Frozen food in a chest freezer.

It involves some guesswork, but it also leaves a lot up to chance beyond your control. For example, do we need six chamomile plants or twelve? We had three last year that have given us a good six months of tea, so theoretically six plants would be what we need. But if it’s a bad year for chamomile flowers or it’s a variety that doesn’t bloom as much, six plants might only give us a small amount for tea.

Hot peppers were like that, but in reverse. The first year we grew hot peppers we maybe had a dozen plants and we got very few peppers. The following year we doubled the number of hot pepper plants, but that was also a very good year for hot peppers, with each plant giving us at least double what comparable plants gave us the previous year. In effect, we’d wanted to double our yield but ended up quadrupling it.

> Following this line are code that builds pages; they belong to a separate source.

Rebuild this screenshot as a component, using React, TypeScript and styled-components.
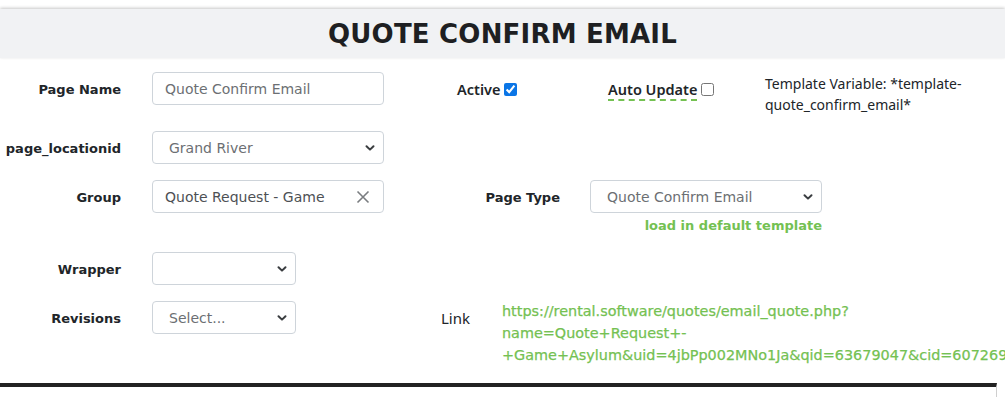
import * as React from "react";
import styled, { createGlobalStyle } from "styled-components";

const MAIN_FONT = `"DejaVu Sans", "Liberation Sans", sans-serif`;
const ALT_FONT = `"Noto Sans", "Open Sans", sans-serif`;
const GREEN = "#74c152";

const GlobalStyle = createGlobalStyle`
  html, body {
    margin: 0;
    padding: 0;
    background: #ffffff;
  }
  body {
    font-family: ${MAIN_FONT};
    color: #212529;
    overflow: hidden;
  }
`;

const Page = styled.div`
  width: 1005px;
  height: 397px;
  padding-top: 9px;
  box-sizing: border-box;
  overflow: hidden;
`;

const TitleBar = styled.div`
  height: 49px;
  background: #f1f2f4;
  box-shadow: 0 -1px 3px rgba(0, 0, 0, 0.22);
  display: flex;
  align-items: center;
  justify-content: center;
`;

const Title = styled.h1`
  margin: 0;
  padding-top: 1px;
  font-family: ${MAIN_FONT};
  font-size: 26px;
  font-weight: 700;
  letter-spacing: 0.2px;
  color: #1e1f22;
`;

const Form = styled.div`
  padding-top: 14px;
  display: flex;
  flex-direction: column;
  gap: 16px;
`;

const Row = styled.div`
  display: flex;
  align-items: flex-start;
`;

const LeftGroup = styled.div`
  width: 400px;
  display: flex;
  align-items: center;
  gap: 31px;
  flex-shrink: 0;
`;

const Label = styled.label<{ width?: number }>`
  width: ${(p) => p.width ?? 121}px;
  flex-shrink: 0;
  padding-top: 1px;
  text-align: right;
  font-family: ${MAIN_FONT};
  font-size: 13px;
  font-weight: 700;
  color: #212529;
`;

const FieldBox = styled.div<{ width?: number }>`
  position: relative;
  width: ${(p) => p.width ?? 232}px;
  height: 33px;
  box-sizing: border-box;
  border: 1px solid #ced4da;
  border-radius: 4px;
  background: #fff;
  display: flex;
  align-items: center;
  flex-shrink: 0;
`;

const FieldText = styled.span<{ pad?: number; muted?: boolean }>`
  padding-left: ${(p) => p.pad ?? 12}px;
  font-family: ${MAIN_FONT};
  font-size: 14px;
  color: ${(p) => (p.muted ? "#6c6f73" : "#4d5054")};
  white-space: nowrap;
`;

const Chevron = styled.svg`
  position: absolute;
  right: 8px;
  top: 50%;
  margin-top: -4px;
  width: 10px;
  height: 8px;
`;

const ClearIcon = styled.svg`
  position: absolute;
  right: 13px;
  top: 50%;
  margin-top: -7px;
  width: 14px;
  height: 14px;
`;

const Select: React.FC<{ value?: string; width?: number }> = ({
  value,
  width,
}) => (
  <FieldBox width={width}>
    {value && (
      <FieldText pad={16} muted>
        {value}
      </FieldText>
    )}
    <Chevron viewBox="0 0 10 8">
      <path
        d="M1.5 2.2 L5 5.6 L8.5 2.2"
        fill="none"
        stroke="#3a3d40"
        strokeWidth="2"
        strokeLinecap="round"
        strokeLinejoin="round"
      />
    </Chevron>
  </FieldBox>
);

const RightGroup = styled.div`
  display: flex;
  align-items: flex-start;
`;

const CheckLabel = styled.div<{ width: number; indent: number }>`
  width: ${(p) => p.width}px;
  padding-left: ${(p) => p.indent}px;
  box-sizing: border-box;
  display: flex;
  align-items: center;
  gap: 4px;
  height: 34px;
  font-family: ${ALT_FONT};
  font-size: 14.5px;
  font-weight: 600;
  color: #212529;
`;

const Dashed = styled.span`
  border-bottom: 2px dashed ${GREEN};
  line-height: 19px;
  padding-top: 2px;
`;

const Check = styled.input`
  margin: 0;
  width: 13px;
  height: 13px;
  accent-color: #0a75e6;
`;

const TemplateVar = styled.div`
  width: 200px;
  padding-top: 1px;
  font-family: ${ALT_FONT};
  font-size: 14px;
  line-height: 21px;
  color: #212529;
`;

const PageTypeCol = styled.div`
  display: flex;
  flex-direction: column;
  align-items: flex-end;
  gap: 3px;
`;

const PageTypeLine = styled.div`
  display: flex;
  align-items: center;
  gap: 30px;
`;

const Hint = styled.div`
  font-family: ${MAIN_FONT};
  font-size: 13px;
  font-weight: 700;
  color: ${GREEN};
  line-height: 20px;
`;

const LinkLabel = styled.div`
  width: 72px;
  padding-left: 41px;
  box-sizing: border-box;
  flex-shrink: 0;
  font-family: ${ALT_FONT};
  font-size: 15px;
  line-height: 34px;
  color: #212529;
`;

const LinkText = styled.a`
  margin-left: 30px;
  margin-top: -1px;
  font-family: ${MAIN_FONT};
  font-size: 14.4px;
  font-weight: 400;
  line-height: 22px;
  color: ${GREEN};
  text-decoration: none;
  white-space: pre;
  -webkit-text-stroke: 0.25px ${GREEN};
`;

const Divider = styled.div`
  margin-top: 17px;
  width: 997px;
  height: 20px;
  border-top: 4px solid #222222;
  border-right: 1px solid #cfcfcf;
  box-sizing: border-box;
`;

const App: React.FC = () => (
  <Page>
    <GlobalStyle />
    <TitleBar>
      <Title>QUOTE CONFIRM EMAIL</Title>
    </TitleBar>
    <Form>
      <Row>
        <LeftGroup>
          <Label>Page Name</Label>
          <FieldBox>
            <FieldText muted>Quote Confirm Email</FieldText>
          </FieldBox>
        </LeftGroup>
        <RightGroup>
          <CheckLabel width={208} indent={57}>
            Active
            <Check type="checkbox" defaultChecked />
          </CheckLabel>
          <CheckLabel width={157} indent={0}>
            <Dashed>Auto Update</Dashed>
            <Check type="checkbox" />
          </CheckLabel>
          <TemplateVar>
            Template Variable: *template-
            <br />
            quote_confirm_email*
          </TemplateVar>
        </RightGroup>
      </Row>
      <Row>
        <LeftGroup>
          <Label>page_locationid</Label>
          <Select value="Grand River" />
        </LeftGroup>
      </Row>
      <Row>
        <LeftGroup>
          <Label>Group</Label>
          <FieldBox>
            <FieldText>Quote Request - Game</FieldText>
            <ClearIcon viewBox="0 0 14 14">
              <path
                d="M1.5 1.5 L12.5 12.5 M12.5 1.5 L1.5 12.5"
                stroke="#7a7d80"
                strokeWidth="1.6"
              />
            </ClearIcon>
          </FieldBox>
        </LeftGroup>
        <PageTypeCol>
          <PageTypeLine>
            <Label width={160}>Page Type</Label>
            <Select value="Quote Confirm Email" />
          </PageTypeLine>
          <Hint>load in default template</Hint>
        </PageTypeCol>
      </Row>
      <Row>
        <LeftGroup>
          <Label>Wrapper</Label>
          <Select width={144} />
        </LeftGroup>
      </Row>
      <Row>
        <LeftGroup>
          <Label>Revisions</Label>
          <Select value="Select..." width={144} />
        </LeftGroup>
        <LinkLabel>Link</LinkLabel>
        <LinkText href="#">
          {"https://rental.software/quotes/email_quote.php?\nname=Quote+Request+-\n+Game+Asylum&uid=4jbPp002MNo1Ja&qid=63679047&cid=60726929&"}
        </LinkText>
      </Row>
    </Form>
    <Divider />
  </Page>
);

export default App;
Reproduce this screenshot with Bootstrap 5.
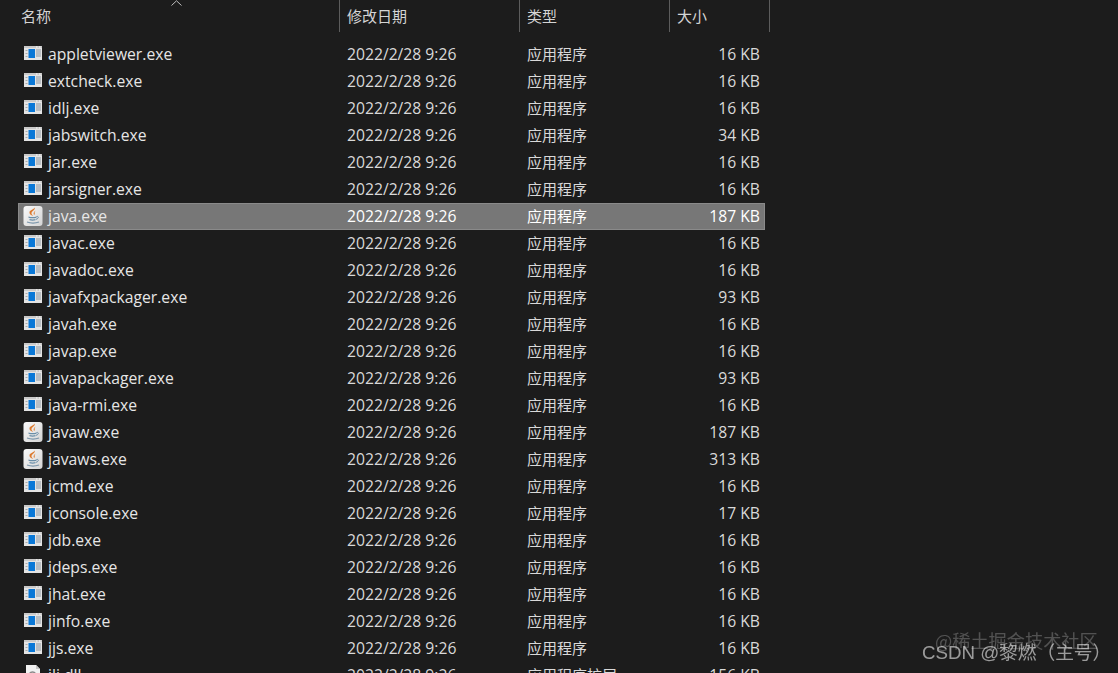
<!DOCTYPE html>
<html lang="zh">
<head>
<meta charset="utf-8">
<title>Explorer</title>
<link href="https://cdn.jsdelivr.net/npm/bootstrap@5.3.0/dist/css/bootstrap.min.css" rel="stylesheet">
<style>
html,body{height:673px;overflow:hidden;background:#1c1c1c;}
body{font-family:"Open Sans","Noto Sans CJK SC",sans-serif;font-size:15.7px;color:#d9d9d9;position:relative;}
.hdr{height:32px;width:770px;}
.hcell{height:32px;border-right:1px solid #5c5c5c;padding-left:7px;line-height:32px;font-size:15px;color:#d4d4d4;font-family:"Noto Sans CJK SC",sans-serif;position:relative;}
.c1{width:340px;flex:none;}
.c2{width:180px;flex:none;}
.c3{width:150px;flex:none;}
.c4{width:100px;flex:none;}
.hcell.c1{padding-left:21px;}
.chev{position:absolute;left:171px;top:0;}
.flist{padding:9px 0 0 18px;}
.frow{height:27px;width:747px;line-height:26px;white-space:nowrap;}
.frow.sel{background:#777;box-shadow:inset 0 0 0 1px #8a8a8a;color:#fff;}
.fname{width:322px;height:26px;flex:none;padding-left:5px;gap:5px;color:#e6e6e6;}
.fdate{width:180px;flex:none;padding-left:7px;}
.ftype{width:136px;flex:none;padding-left:7px;font-family:"Noto Sans CJK SC",sans-serif;font-size:15px;line-height:25px;}
.fsize{width:104px;flex:none;text-align:right;}
.ico{width:20px;height:20px;flex:none;display:block;}
.mark-a,.mark-b{position:absolute;white-space:nowrap;font-family:"Noto Sans CJK SC",sans-serif;filter:blur(.6px);}
.mark-a{left:935px;top:627px;font-size:18.2px;color:rgba(255,255,255,.24);}
.mark-b{left:922px;top:639px;font-size:18.7px;color:rgba(255,255,255,.56);font-family:"Liberation Sans","Noto Sans CJK SC",sans-serif;}
</style>
</head>
<body>
<svg width="0" height="0" class="position-absolute">
<defs>
<linearGradient id="javbg" x1="0" y1="0" x2="1" y2="1"><stop offset="0" stop-color="#fafafa"/><stop offset="1" stop-color="#d4d4d4"/></linearGradient>
<symbol id="exe" viewBox="0 0 20 20">
<rect x="1" y="2" width="18" height="14" fill="#e4e4e4"/>
<rect x="1" y="2" width="18" height="2" fill="#c9c9c9"/>
<rect x="13" y="2.500" width="1.500" height="1" fill="#fff"/><rect x="16" y="2.500" width="1.500" height="1" fill="#fff"/>
<rect x="5.500" y="5" width="6.500" height="9" fill="#0a78d7"/>
<rect x="2.500" y="6" width="2" height="1" fill="#a9a9a9"/><rect x="2.500" y="9" width="2" height="1" fill="#a9a9a9"/><rect x="2.500" y="12" width="2" height="1" fill="#a9a9a9"/>
<path d="M13 6h5M13 8h5M13 10h5M13 12h5" stroke="#8f99a3" stroke-width="1"/>
</symbol>
<symbol id="jav" viewBox="0 0 20 20">
<rect x=".5" y="0" width="19" height="20" rx="3" fill="url(#javbg)"/>
<path d="M11.500 1.500c1.500 2.500-3.500 3.500-3 6 .2 1 1 1.500 1.500 2.500-2-.7-4-2-3.500-4 .5-2 4.500-2.500 5-4.500z" fill="#dd7a2e"/>
<path d="M13 4.500c-2 1.200-3 2-2 4.500 1-.5.800-1.500.600-2.300-.1-.8.600-1.400 1.400-2.200z" fill="#dd7a2e"/>
<path d="M5.500 10.500c2 .7 6 .7 8 0v1.200c-2 .7-6 .7-8 0zM6.500 13c1.800.6 4.500.6 6 0v1.200c-1.500.6-4.500.6-6 0z" fill="#6a8ea8"/>
<path d="M13.500 10.500c2.500-.7 2.500 2.200-.5 2.800" stroke="#6a8ea8" fill="none"/>
<path d="M4 16c3.500 1.300 8.500 1.300 12 0" stroke="#7a95aa" stroke-width="1.200" fill="none"/>
</symbol>
<symbol id="dll" viewBox="0 0 20 20">
<path d="M3 0h10l4 4v16H3z" fill="#f2f2f2"/>
<path d="M13 0v4h4" fill="#c8c8c8"/>
<circle cx="9.500" cy="10" r="3" fill="none" stroke="#8a8a8a" stroke-width="1.500"/>
</symbol>
</defs>
</svg>

<div class="hdr d-flex">
  <div class="hcell c1">名称<svg class="chev" width="11" height="6" viewBox="0 0 11 6"><path d="M.5 5.500 5.500 .8l5 4.700" fill="none" stroke="#bdbdbd"/></svg></div>
  <div class="hcell c2">修改日期</div>
  <div class="hcell c3">类型</div>
  <div class="hcell c4">大小</div>
</div>

<div class="flist">
<div class="frow d-flex"><div class="fname d-flex align-items-center"><svg class="ico"><use href="#exe"/></svg><span>appletviewer.exe</span></div><div class="fdate">2022/2/28 9:26</div><div class="ftype">应用程序</div><div class="fsize">16 KB</div></div>
<div class="frow d-flex"><div class="fname d-flex align-items-center"><svg class="ico"><use href="#exe"/></svg><span>extcheck.exe</span></div><div class="fdate">2022/2/28 9:26</div><div class="ftype">应用程序</div><div class="fsize">16 KB</div></div>
<div class="frow d-flex"><div class="fname d-flex align-items-center"><svg class="ico"><use href="#exe"/></svg><span>idlj.exe</span></div><div class="fdate">2022/2/28 9:26</div><div class="ftype">应用程序</div><div class="fsize">16 KB</div></div>
<div class="frow d-flex"><div class="fname d-flex align-items-center"><svg class="ico"><use href="#exe"/></svg><span>jabswitch.exe</span></div><div class="fdate">2022/2/28 9:26</div><div class="ftype">应用程序</div><div class="fsize">34 KB</div></div>
<div class="frow d-flex"><div class="fname d-flex align-items-center"><svg class="ico"><use href="#exe"/></svg><span>jar.exe</span></div><div class="fdate">2022/2/28 9:26</div><div class="ftype">应用程序</div><div class="fsize">16 KB</div></div>
<div class="frow d-flex"><div class="fname d-flex align-items-center"><svg class="ico"><use href="#exe"/></svg><span>jarsigner.exe</span></div><div class="fdate">2022/2/28 9:26</div><div class="ftype">应用程序</div><div class="fsize">16 KB</div></div>
<div class="frow sel d-flex"><div class="fname d-flex align-items-center"><svg class="ico"><use href="#jav"/></svg><span>java.exe</span></div><div class="fdate">2022/2/28 9:26</div><div class="ftype">应用程序</div><div class="fsize">187 KB</div></div>
<div class="frow d-flex"><div class="fname d-flex align-items-center"><svg class="ico"><use href="#exe"/></svg><span>javac.exe</span></div><div class="fdate">2022/2/28 9:26</div><div class="ftype">应用程序</div><div class="fsize">16 KB</div></div>
<div class="frow d-flex"><div class="fname d-flex align-items-center"><svg class="ico"><use href="#exe"/></svg><span>javadoc.exe</span></div><div class="fdate">2022/2/28 9:26</div><div class="ftype">应用程序</div><div class="fsize">16 KB</div></div>
<div class="frow d-flex"><div class="fname d-flex align-items-center"><svg class="ico"><use href="#exe"/></svg><span>javafxpackager.exe</span></div><div class="fdate">2022/2/28 9:26</div><div class="ftype">应用程序</div><div class="fsize">93 KB</div></div>
<div class="frow d-flex"><div class="fname d-flex align-items-center"><svg class="ico"><use href="#exe"/></svg><span>javah.exe</span></div><div class="fdate">2022/2/28 9:26</div><div class="ftype">应用程序</div><div class="fsize">16 KB</div></div>
<div class="frow d-flex"><div class="fname d-flex align-items-center"><svg class="ico"><use href="#exe"/></svg><span>javap.exe</span></div><div class="fdate">2022/2/28 9:26</div><div class="ftype">应用程序</div><div class="fsize">16 KB</div></div>
<div class="frow d-flex"><div class="fname d-flex align-items-center"><svg class="ico"><use href="#exe"/></svg><span>javapackager.exe</span></div><div class="fdate">2022/2/28 9:26</div><div class="ftype">应用程序</div><div class="fsize">93 KB</div></div>
<div class="frow d-flex"><div class="fname d-flex align-items-center"><svg class="ico"><use href="#exe"/></svg><span>java-rmi.exe</span></div><div class="fdate">2022/2/28 9:26</div><div class="ftype">应用程序</div><div class="fsize">16 KB</div></div>
<div class="frow d-flex"><div class="fname d-flex align-items-center"><svg class="ico"><use href="#jav"/></svg><span>javaw.exe</span></div><div class="fdate">2022/2/28 9:26</div><div class="ftype">应用程序</div><div class="fsize">187 KB</div></div>
<div class="frow d-flex"><div class="fname d-flex align-items-center"><svg class="ico"><use href="#jav"/></svg><span>javaws.exe</span></div><div class="fdate">2022/2/28 9:26</div><div class="ftype">应用程序</div><div class="fsize">313 KB</div></div>
<div class="frow d-flex"><div class="fname d-flex align-items-center"><svg class="ico"><use href="#exe"/></svg><span>jcmd.exe</span></div><div class="fdate">2022/2/28 9:26</div><div class="ftype">应用程序</div><div class="fsize">16 KB</div></div>
<div class="frow d-flex"><div class="fname d-flex align-items-center"><svg class="ico"><use href="#exe"/></svg><span>jconsole.exe</span></div><div class="fdate">2022/2/28 9:26</div><div class="ftype">应用程序</div><div class="fsize">17 KB</div></div>
<div class="frow d-flex"><div class="fname d-flex align-items-center"><svg class="ico"><use href="#exe"/></svg><span>jdb.exe</span></div><div class="fdate">2022/2/28 9:26</div><div class="ftype">应用程序</div><div class="fsize">16 KB</div></div>
<div class="frow d-flex"><div class="fname d-flex align-items-center"><svg class="ico"><use href="#exe"/></svg><span>jdeps.exe</span></div><div class="fdate">2022/2/28 9:26</div><div class="ftype">应用程序</div><div class="fsize">16 KB</div></div>
<div class="frow d-flex"><div class="fname d-flex align-items-center"><svg class="ico"><use href="#exe"/></svg><span>jhat.exe</span></div><div class="fdate">2022/2/28 9:26</div><div class="ftype">应用程序</div><div class="fsize">16 KB</div></div>
<div class="frow d-flex"><div class="fname d-flex align-items-center"><svg class="ico"><use href="#exe"/></svg><span>jinfo.exe</span></div><div class="fdate">2022/2/28 9:26</div><div class="ftype">应用程序</div><div class="fsize">16 KB</div></div>
<div class="frow d-flex"><div class="fname d-flex align-items-center"><svg class="ico"><use href="#exe"/></svg><span>jjs.exe</span></div><div class="fdate">2022/2/28 9:26</div><div class="ftype">应用程序</div><div class="fsize">16 KB</div></div>
<div class="frow d-flex"><div class="fname d-flex align-items-center"><svg class="ico"><use href="#dll"/></svg><span>jli.dll</span></div><div class="fdate">2022/2/28 9:26</div><div class="ftype">应用程序扩展</div><div class="fsize">156 KB</div></div>
</div>

<div class="mark-a">@稀土掘金技术社区</div>
<div class="mark-b">CSDN @黎燃（主号）</div>
</body>
</html>
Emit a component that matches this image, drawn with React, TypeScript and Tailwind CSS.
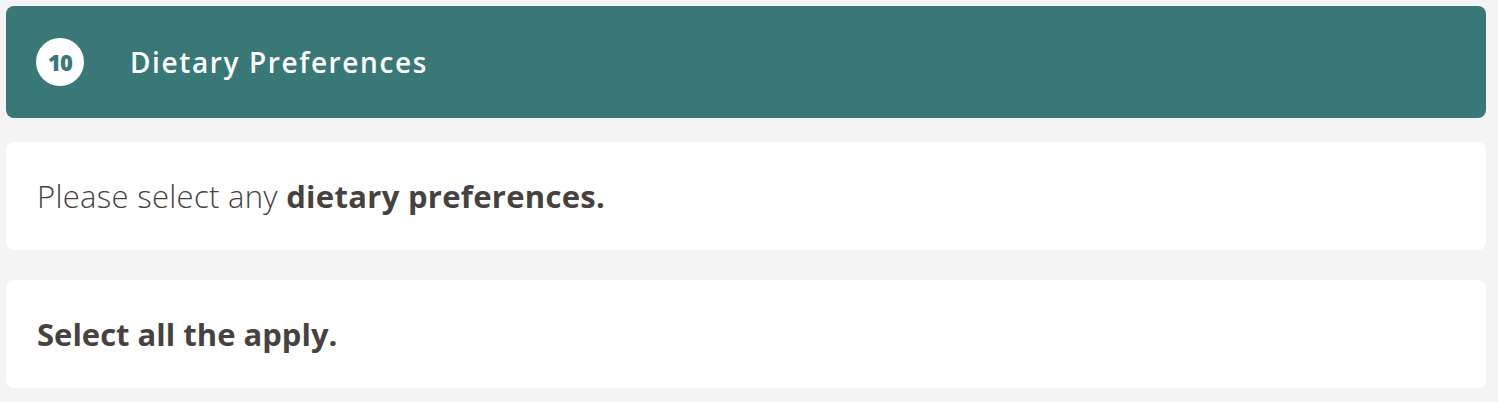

The economy of urban homesteading

Going through all this effort of growing and preserving all our own food is a Herculean task sometimes. The planting, maintaining, harvesting, and processing / preserving is sometimes more than the two of us can manage on our own. It’s also not cheap to buy all the seeds and seedlings we need.

But it’s worth it in the end.

There’s of course the satisfaction of knowing this was something we did ourselves. There’s also the satisfaction of knowing what’s in our food. While we don’t have a mistrust of the food industry and aren’t concerned about deceptive practices, we do like being able to control what goes in what we eat. This means less salt in our pasta sauce, it means higher quality tomatoes in our tomato juice, it means richer tasting beets in our pickled beets, and it means customizing recipes to produce exactly what we want.

But there’s also the savings of it all. While, yes, seeds and seedlings often cost in the range of $400-$600, we easily result in $1,500 in produce value. And that’s using numbers I collected years ago, and doesn’t reflect the skyrocketing prices of fruits and veggies in recent years. It also neglects the final “finished price” of what I make. Twenty jars of pesto might have use up $20 worth of homegrown basil, but twenty jars of pesto could easily cost $100—so the value is actually $100, not the $20 worth of what we grew.

Freshly-harvested vegetables.

But then there’s also the social reward. We’ve formed great connections with both neighbours over the years from using their yards and from simply being outside. We’ve had friends and family come and help us in the garden. And we’ve had a good reason to invite people over—come see our garden and stay for a barbecue.

The full garden list

Seeds we’ve ordered:

  • Beans – black
  • Beans – other
  • Beans – scarlet runner
  • Beets
  • Cabbage
  • Carrots
  • Chickpeas
  • Corn
  • Cucumbers
  • Kale
  • Parsnips
  • Peas – for canning
  • Peas – snap peas for snacking
  • Popcorn
  • Pumpkin – sugar pie
  • Pumpkin – for carving
  • Radish
  • Sunflower
  • Spinach
  • Squash – acorn
  • Squash – butternut
  • Squash – spaghetti
  • Watermelon

The seedlings we’ll buy at the greenhouse (which is subject to availability):

  • Basil
  • Broccoli
  • Brussels Sprouts
  • Catnip
  • Chamomile
  • Cauliflower
  • Leeks
  • Mint
  • Oregano
  • Peppers – bell
  • Peppers – hot
  • Rosemary
  • Thyme
  • Tomatoes

Other things to source:

  • Garlic – we’ll replant some of last year’s harvest
  • Mushroom spawn for a mushroom bed
  • Onions
  • Potatoes – we’ll likely replant some of last year’s harvest
  • Shallots

Permaculture products—plants we already have in our garden that come up year after year:

  • Blueberries
  • Borage
  • Chives
  • Dandelions
  • Dill
  • Goji – we’ve yet to harvest anything
  • Grapes
  • Haskap Berries
  • Horseradish
  • Lilac
  • Mint
  • Mustard
  • Peonies
  • Raspberry
  • Rhubarb
  • Saskatoons
  • Strawberries

Foods we harvest from other people’s yards:

  • Apples
  • Cherries

Even with this extensive list, there’s a lot of chance and random decisions that go into gardening on this scale. Some things may not grow, some seeds and seedlings may not be available, a new seed or seedling may catch our attention, or something wild and edible might show up in our yard (which is how the mustard came about).

It’s a massive task to plan out a year’s worth of gardening, but the reward makes all the effort worth it.